Vor dem Ausschuss verpasste Schommer den Journalisten eine Fitnesskur. Immer wieder musste die Presse den Saal verlassen, weil der Ex-Minister, der heute als Unternehmensberater tätig ist, aus Verschlusssachen (VS) des Wirtschaftsministeriums zitierte. Aufgrund des von der CDU im Ausschuss durchgesetzten Umgangs mit solchen Papieren, dürfen diese nur in nicht öffentlichen Sitzungen behandelt werden. Also genügte ein Wort aus einem VS-Papier, um den Journalisten Bewegung zu verschaffen. Der Öffentlichkeit war damit nahezu unmöglich gemacht, die Aussage inhaltlich zu verfolgen. Besonders fragwürdig: Während selbst Abgeordnete die Dokumente nur in einem speziellen Raum einsehen und sich nur Notizen machen dürfen, hatte Schommer die Unterlagen vom Ministerium in Absprache mit Wirtschaftsstaatssekretärin Andrea Fischer (CDU) in Kopie zur Verfügung gestellt bekommen. Die SPD will das gerichtlich prüfen lassen. Im Streit um den Umgang mit VS-Papieren gerieten am Rande der Ausschusssitzung der CDU-Abgeordneten Hans Heinz Lehner und Karl Nolle (SPD) so sehr aneinander, dass sich Beobachter an Verhältnisse im russischen Parlament erinnert sahen.
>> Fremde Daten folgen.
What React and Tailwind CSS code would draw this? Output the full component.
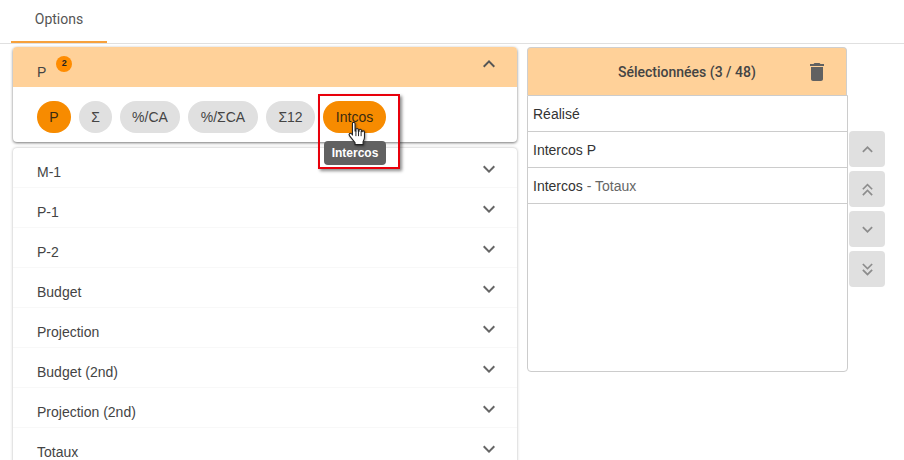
import React from "react";
import { MdDelete, MdExpandLess, MdExpandMore, MdKeyboardArrowUp, MdKeyboardArrowDown, MdKeyboardDoubleArrowUp, MdKeyboardDoubleArrowDown } from "react-icons/md";

const chips = [
  { label: "P", on: true, w: "w-[34px]" },
  { label: "Σ", w: "w-[33px]" },
  { label: "%/CA", w: "w-[60px]" },
  { label: "%/ΣCA", w: "w-[70px]" },
  { label: "Σ12", w: "w-[49px]" },
  { label: "Intcos", on: true, w: "w-[63px]" },
];

const rows = ["M-1", "P-1", "P-2", "Budget", "Projection", "Budget (2nd)", "Projection (2nd)", "Totaux"];

const Row = ({ label }) => (
  <div className="flex h-10 shrink-0 items-center justify-between border-b border-[#f8f8f8] pl-6 pr-4">
    <span className="pt-[8px] text-sm text-[#444]">{label}</span>
    <MdExpandMore size={24} className="mt-[2px] text-[#666]" />
  </div>
);

const SideButton = ({ children }) => (
  <div className="flex size-9 items-center justify-center rounded bg-[#e0e0e0] text-[#8c8c8c]">
    {children}
  </div>
);

const Hand = () => (
  <svg width="20" height="26" viewBox="0 0 18 24" className="absolute left-[347px] top-[121px] drop-shadow-[1px_1px_1px_rgba(0,0,0,0.4)]">
    <path
      d="M5 1.5c1 -.6 2.2 0 2.2 1.2v6.5l.8 0v-1.2c0-1.4 2.1-1.4 2.2 0v1.3l.7.1v-.8c0-1.4 2.1-1.4 2.2 0v1.2l.6.1c.2-1.2 2.2-1 2.2.4v4.7c0 2-.8 3.2-1.3 4.2v2.6H7.2v-1.8L2 13.5c-1-1.2.6-2.8 1.8-1.8l1 1V2.7c0-.5 0-1 .2-1.2z"
      fill="#fff"
      stroke="#222"
      strokeWidth="1"
    />
    <path d="M8 9v5M10.4 9v5M12.8 9.5V14" stroke="#222" strokeWidth=".9" fill="none" />
  </svg>
);

export default function App() {
  return (
    <div className="relative h-[460px] w-[904px] overflow-hidden bg-white font-['Liberation_Sans',Arial,sans-serif] text-sm text-[#333]">
      {/* tabs */}
      <div className="h-11 border-b border-[#e0e0e0] pl-[11px]">
        <div className="flex h-[43px] w-24 items-start justify-center border-b-2 border-[#f7a13c] pt-[9px] font-['Roboto',sans-serif] text-sm text-[#555]">
          Options
        </div>
      </div>

      <div className="flex h-[416px] items-start pl-[13px] pt-[3px]">
        {/* left accordion */}
        <div className="flex h-[413px] w-[504px] shrink-0 flex-col gap-[6px]">
          <div className="h-[95px] shrink-0 rounded bg-white shadow-[0_1px_3px_rgba(0,0,0,0.55)]">
            <div className="flex h-10 items-center justify-between rounded-t bg-[#ffd199] pl-6 pr-4">
              <div className="flex items-start">
                <span className="mt-[9px] text-sm text-[#444]">P</span>
                <span className="ml-[10px] mt-[3px] flex size-4 items-center justify-center rounded-full bg-[#ff8c00] text-[9px] font-bold text-[#222]">
                  2
                </span>
              </div>
              <MdExpandLess size={24} className="-mt-[6px] text-[#555]" />
            </div>
            <div className="flex gap-2 pl-6 pt-[14px]">
              {chips.map((c) => (
                <div
                  key={c.label}
                  className={`flex h-8 items-center justify-center rounded-full text-sm ${c.w} ${c.on ? "bg-[#f78b00] text-[#3a2a10]" : "bg-[#e0e0e0] text-[#444]"}`}
                >
                  {c.label}
                </div>
              ))}
            </div>
          </div>
          <div className="flex flex-col rounded-t bg-white shadow-[0_0_3px_rgba(0,0,0,0.3)]">
            {rows.map((r) => (
              <Row key={r} label={r} />
            ))}
          </div>
        </div>

        {/* selected list */}
        <div className="ml-[10px] flex w-[321px] shrink-0 flex-col">
          <div className="flex h-[48px] w-[320px] items-center justify-between rounded-t border border-b-0 border-[#cfcfcf] bg-[#ffd199] pl-[90px] pr-[17px]">
            <span className="font-['Roboto',sans-serif] text-sm font-medium text-[#444]">Sélectionnées (3 / 48)</span>
            <MdDelete size={24} className="text-[#616161]" />
          </div>
          <div className="h-[277px] rounded-b border border-[#cccccc]">
            <div className="flex h-9 items-center border-b border-[#cccccc] px-[5px] text-sm text-[#333]">Réalisé</div>
            <div className="flex h-9 items-center border-b border-[#cccccc] px-[5px] text-sm text-[#333]">Intercos P</div>
            <div className="flex h-9 items-center border-b border-[#cccccc] px-[5px] text-sm text-[#333]">
              Intercos<span className="whitespace-pre text-[#666]"> - Totaux</span>
            </div>
          </div>
        </div>

        {/* move buttons */}
        <div className="ml-[1px] mt-[84px] flex flex-col gap-1">
          <SideButton><MdKeyboardArrowUp size={21} /></SideButton>
          <SideButton><MdKeyboardDoubleArrowUp size={21} /></SideButton>
          <SideButton><MdKeyboardArrowDown size={21} /></SideButton>
          <SideButton><MdKeyboardDoubleArrowDown size={21} /></SideButton>
        </div>
      </div>

      {/* tooltip */}
      <div className="absolute left-[324px] top-[141px] flex h-6 w-[62px] items-center justify-center rounded bg-[#616161] text-xs font-bold text-white">
        Intercos
      </div>

      {/* red annotation box */}
      <div className="pointer-events-none absolute left-[318px] top-[94px] h-[75px] w-[82px] border-2 border-[#e8000b] shadow-[2px_2px_3px_rgba(0,0,0,0.45)]" />

      <Hand />
    </div>
  );
}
Schommer bestritt die Vorwürfe und versuchte, den früheren SAG-Vorstand Rittinghaus als unglaubwürdig hinzustellen. Dieser operiere vor dem Ausschuss und in Gerichtsverfahren zu dieser Sache mit gefälschten Papieren und immer wieder neuen Varianten über deren Entstehung. Möglicherweise taugt dies aber nicht, um Rittinghaus ins Zwielicht zu rücken. Eine Sekretärin soll inzwischen an Eides statt erklärt haben, sie hätte die fragliche Aktennotiz angefertigt. Darin war im Januar 1999 festgehalten worden, das Rittinghaus den SAG-Aufsichtsrat über die Umstände der Kampagne "Sachsen für Sachsen" informiert habe. Schommer wollte zudem verdeutlichen, dass Rittinghaus selbst die Kampagne anstieß und mit der beauftragten Firma WMP hauptsächlich er selbst und Personen aus seinem Umfeld als WMP-Teilhaber begünstigt worden seien.

Doch auch Schommers Darstellung erschien widersprüchlich. So sagte er nach langem Vortrag, zu den 29 Millionen Mark sei es erst gekommen, als Rittinghaus am 15. Oktober 1998 in einer Beratung mit dem Verzicht auf das vor der Pleite stehende ZMD drohte. Zuvor hatte Schommer jedoch erklärt, der verhandlungsführende Beamte sei bereits mit ministeriellem Okay für 29 Millionen DM in das Gespräch gegangen, weil spätestens seit 6. Oktober durch Schreiben der SAG-Anwälte Rittinghaus' Position bekannt war. Dazwischen aber liegt der 9. Oktober mit dem Treffen im Saalepark bei der Automobilausstellung "Horch und staune".